Können die Umweltschutzverbände nun noch weiter auf dieser Welle surfen? Entsprechende Projekte sind jedenfalls schon vorgespurt: So haben mehrere NGOs Anfang Monat zwei Volksinitiativen eingereicht, mit denen die Biodiversität gefördert und das Bauen ausserhalb von Bauzonen gestoppt werden sollen.

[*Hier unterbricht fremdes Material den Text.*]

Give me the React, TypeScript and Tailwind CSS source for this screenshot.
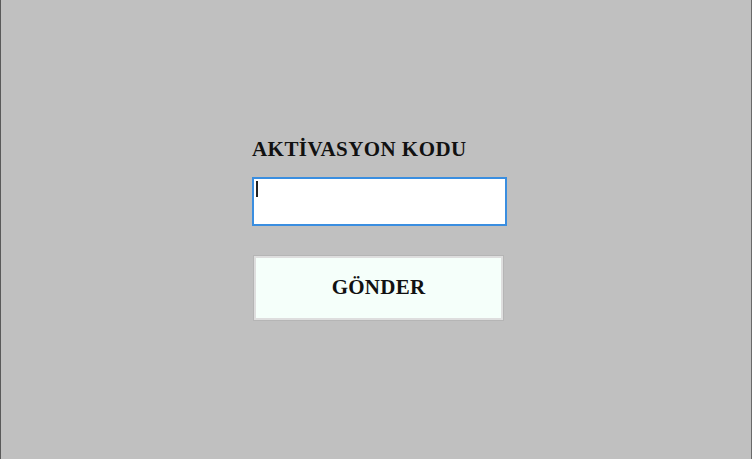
import React from "react";

const serif = { fontFamily: '"Liberation Serif", "Times New Roman", serif' };

export default function App() {
  return (
    <div
      className="w-full h-[459px] bg-[#c0c0c0] border-l border-l-[#5a5a5a] border-r border-r-[#6a6a6a] flex justify-center"
      style={serif}
    >
      <div className="w-[255px] pt-[137px] ml-[7px]">
        <div className="text-[21px] font-bold tracking-[0.45px] text-[#111] leading-[24px]">
          AKTİVASYON KODU
        </div>
        <div className="relative mt-[16px] h-[49px] border-2 border-[#3a8ee0] bg-white">
          <span className="absolute left-[2px] top-[2px] w-[2px] h-[16px] bg-[#222]" />
        </div>
        <button className="mt-[29px] ml-[1px] w-[251px] h-[66px] border border-[#b5b5b5] bg-[#f5fffa] shadow-[inset_0_0_0_2px_#dedede] text-[21px] font-bold tracking-[0.25px] text-[#111]">
          GÖNDER
        </button>
      </div>
    </div>
  );
}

Auf diesen Initiativen liege in nächster Zeit der Fokus von Pro Natura, sagt Urs Leugger Eggimann: «Dafür braucht es erneut ein grosses personelles und finanzielles Engagement sowie die Bereitschaft vieler Freiwilligen, sich für diese Herzensangelegenheit zu engagieren.» Doch auch im Abstimmungskampf um die Pestizidinitiative wolle man sich einbringen, da diese ebenfalls der Förderung der Artenvielfalt diene.
Bauernverband sieht sich für Abstimmungskampf gerüstet
Die Pestizidinitiative stammt von der Stiftung Future3 und fordert ein Verbot von synthetischen Pestiziden in der Schweiz. Auch der Import von Lebensmitteln, die mithilfe solcher Mittel hergestellt werden, soll untersagt werden.

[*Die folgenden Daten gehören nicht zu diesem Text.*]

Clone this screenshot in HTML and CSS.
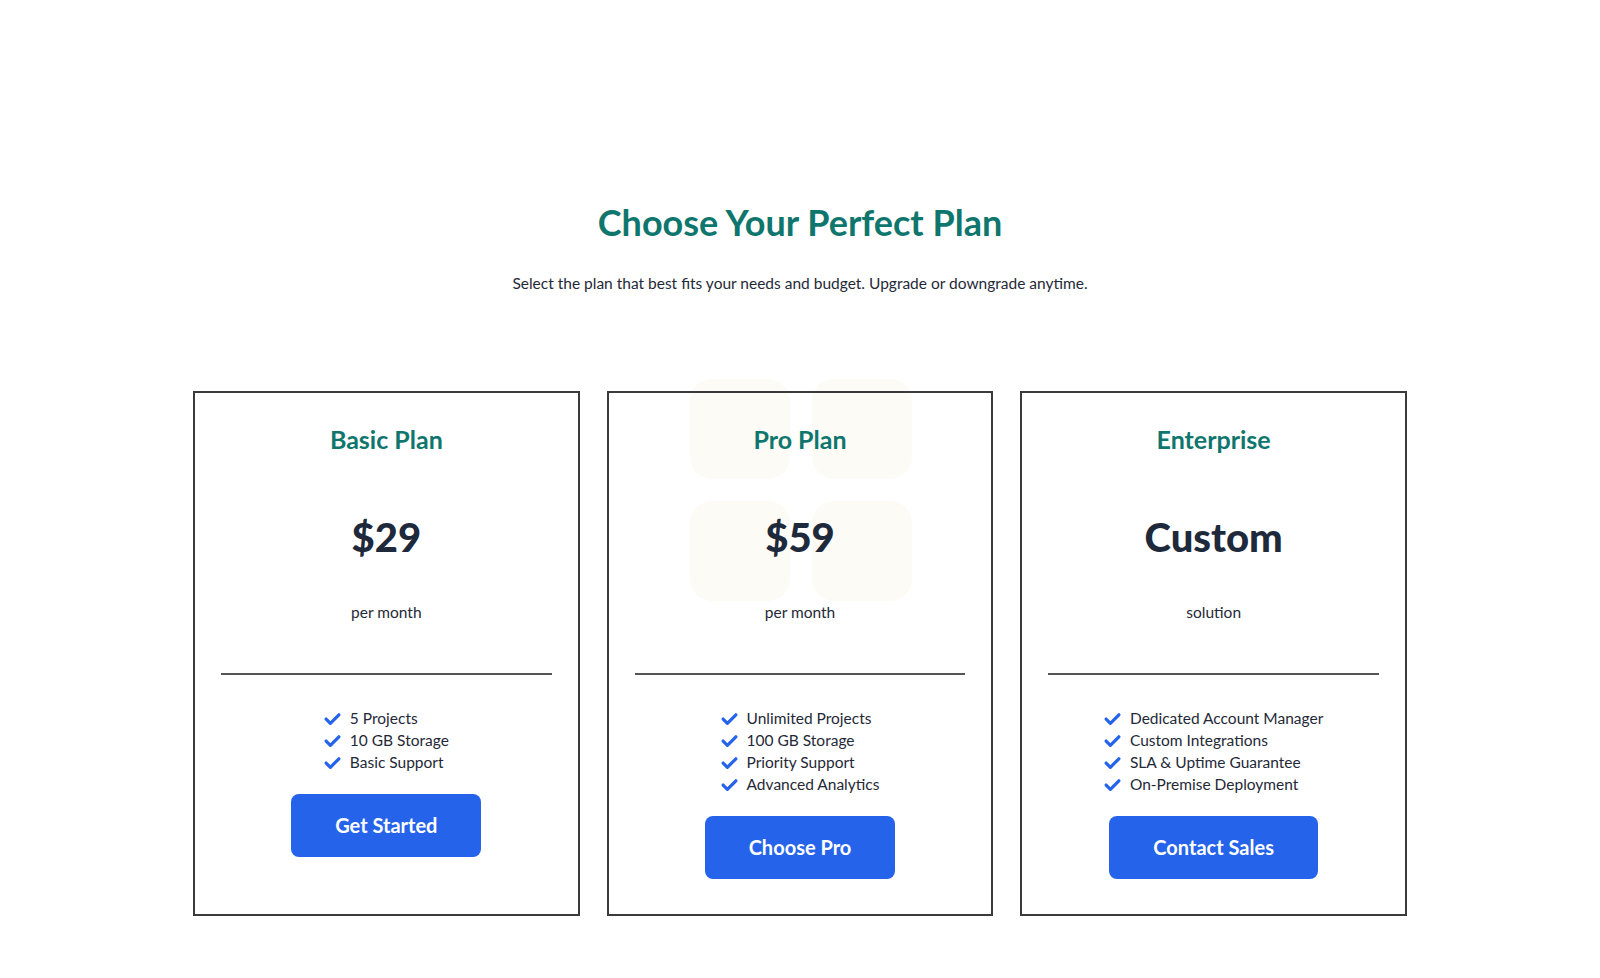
FILE: index.html
```html
<!DOCTYPE html>
<html lang="en">
<head>
<meta charset="utf-8">
<title>Choose Your Perfect Plan</title>
<link rel="stylesheet" href="styles.css">
</head>
<body>
<main class="pricing">
  <header class="pricing-head">
    <h1 class="pricing-title">Choose Your Perfect Plan</h1>
    <p class="pricing-sub">Select the plan that best fits your needs and budget. Upgrade or downgrade anytime.</p>
  </header>
  <section class="plans">
    <article class="plan">
      <h3 class="plan-name">Basic Plan</h3>
      <div class="plan-price">$29</div>
      <div class="plan-period">per month</div>
      <hr class="plan-divider">
      <ul class="plan-features">
        <li><svg class="check" viewBox="0 0 16 16"><path d="M2 8.5l4 4L14 4.5"/></svg>5 Projects</li>
        <li><svg class="check" viewBox="0 0 16 16"><path d="M2 8.5l4 4L14 4.5"/></svg>10 GB Storage</li>
        <li><svg class="check" viewBox="0 0 16 16"><path d="M2 8.5l4 4L14 4.5"/></svg>Basic Support</li>
      </ul>
      <div class="plan-action"><a class="btn btn-basic" href="#">Get Started</a></div>
    </article>
    <article class="plan plan-pro">
      <div class="deco" aria-hidden="true"><span></span><span></span><span></span><span></span></div>
      <h3 class="plan-name">Pro Plan</h3>
      <div class="plan-price">$59</div>
      <div class="plan-period">per month</div>
      <hr class="plan-divider">
      <ul class="plan-features">
        <li><svg class="check" viewBox="0 0 16 16"><path d="M2 8.5l4 4L14 4.5"/></svg>Unlimited Projects</li>
        <li><svg class="check" viewBox="0 0 16 16"><path d="M2 8.5l4 4L14 4.5"/></svg>100 GB Storage</li>
        <li><svg class="check" viewBox="0 0 16 16"><path d="M2 8.5l4 4L14 4.5"/></svg>Priority Support</li>
        <li><svg class="check" viewBox="0 0 16 16"><path d="M2 8.5l4 4L14 4.5"/></svg>Advanced Analytics</li>
      </ul>
      <div class="plan-action"><a class="btn btn-pro" href="#">Choose Pro</a></div>
    </article>
    <article class="plan">
      <h3 class="plan-name">Enterprise</h3>
      <div class="plan-price">Custom</div>
      <div class="plan-period">solution</div>
      <hr class="plan-divider">
      <ul class="plan-features">
        <li><svg class="check" viewBox="0 0 16 16"><path d="M2 8.5l4 4L14 4.5"/></svg>Dedicated Account Manager</li>
        <li><svg class="check" viewBox="0 0 16 16"><path d="M2 8.5l4 4L14 4.5"/></svg>Custom Integrations</li>
        <li><svg class="check" viewBox="0 0 16 16"><path d="M2 8.5l4 4L14 4.5"/></svg>SLA &amp; Uptime Guarantee</li>
        <li><svg class="check" viewBox="0 0 16 16"><path d="M2 8.5l4 4L14 4.5"/></svg>On-Premise Deployment</li>
      </ul>
      <div class="plan-action"><a class="btn btn-ent" href="#">Contact Sales</a></div>
    </article>
  </section>
</main>
</body>
</html>
```

FILE: styles.css
```css
* { box-sizing: border-box; }

html {
  background: #ffffff;
}

html, body {
  margin: 0;
  padding: 0;
}

body {
  font-family: "Lato", "Noto Sans", "DejaVu Sans", sans-serif;
  color: #1f2937;
}

.pricing {
  padding-top: 202px;
  padding-bottom: 60px;
}

.pricing-head {
  text-align: center;
}

.pricing-title {
  margin: 0;
  font-size: 36px;
  line-height: 41px;
  font-weight: 700;
  color: #0f766e;
}

.pricing-sub {
  margin: 29px 0 0;
  font-size: 15.5px;
  line-height: 22px;
  color: #1f2937;
}

.plans {
  width: 1214px;
  margin: 97px auto 0;
  display: grid;
  grid-template-columns: repeat(3, 1fr);
  gap: 27px;
}

.plan {
  position: relative;
  border: 2px solid #3a3a3a;
  padding: 31px 26px 35px;
  text-align: center;
}

.plan-name {
  margin: 0;
  font-size: 25px;
  line-height: 30px;
  font-weight: 700;
  color: #0f766e;
}

.plan-price {
  margin-top: 59px;
  font-size: 40px;
  line-height: 48px;
  font-weight: 900;
  color: #1e293b;
}

.plan-period {
  margin-top: 40px;
  font-size: 15.5px;
  line-height: 22px;
  color: #1f2937;
}

.plan-divider {
  margin: 50px 0 0;
  border: 0;
  height: 2px;
  background: #555555;
}

.plan-features {
  display: inline-block;
  margin: 32px 0 0;
  padding: 0;
  list-style: none;
  text-align: left;
}

.plan-features li {
  display: flex;
  align-items: center;
  gap: 9px;
  font-size: 15.5px;
  line-height: 22px;
  color: #1f2937;
}

.check {
  width: 17px;
  height: 17px;
  flex: none;
  fill: none;
  stroke: #2563eb;
  stroke-width: 3;
  stroke-linecap: round;
  stroke-linejoin: round;
}

.plan-action {
  margin-top: 20px;
}

.btn {
  display: inline-block;
  padding: 19px 44px;
  border-radius: 8px;
  background: #2563eb;
  color: #ffffff;
  font-size: 20px;
  line-height: 25px;
  font-weight: 700;
  text-decoration: none;
}

.deco {
  position: absolute;
  left: 81px;
  top: -14px;
  width: 223px;
  display: grid;
  grid-template-columns: 100px 100px;
  gap: 22px;
  z-index: -1;
  pointer-events: none;
}

.deco span {
  display: block;
  height: 100px;
  border-radius: 22px;
  background: #fcfbf5;
}
```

Beim Bauernverband stösst das Begehren auf Ablehnung. Man rechne auch hier mit viel Gegenwind von Umweltschützern, sei aber gewappnet, sagt Urs Schneider: «Wir werden die Lehren aus der Abstimmung über das revidierte Jagdgesetz ziehen und eine engagierte Kampagne führen.» Er rechnet sich gute Chancen aus, die Pestizidinitiative bei einer Volksabstimmung – die im kommenden Jahr erwartet wird – zu bodigen; insbesondere, weil auch das Ständemehr erforderlich sei. «Unsere Chancen sind intakt», ist sich Schneider sicher.
«Zurzeit tickt die politisch bewegte Schweiz etwas linker und etwas grüner», sagt Politologe Golder. Er gibt aber zu bedenken: «Über lange Zeit betrachtet ist es viel schwieriger, mit einer Initiative eine Mehrheit zu überzeugen als bei einem Referendum gegen ein Gesetz.» Es wird also spannend zu sehen, wie weit die grüne Welle trägt.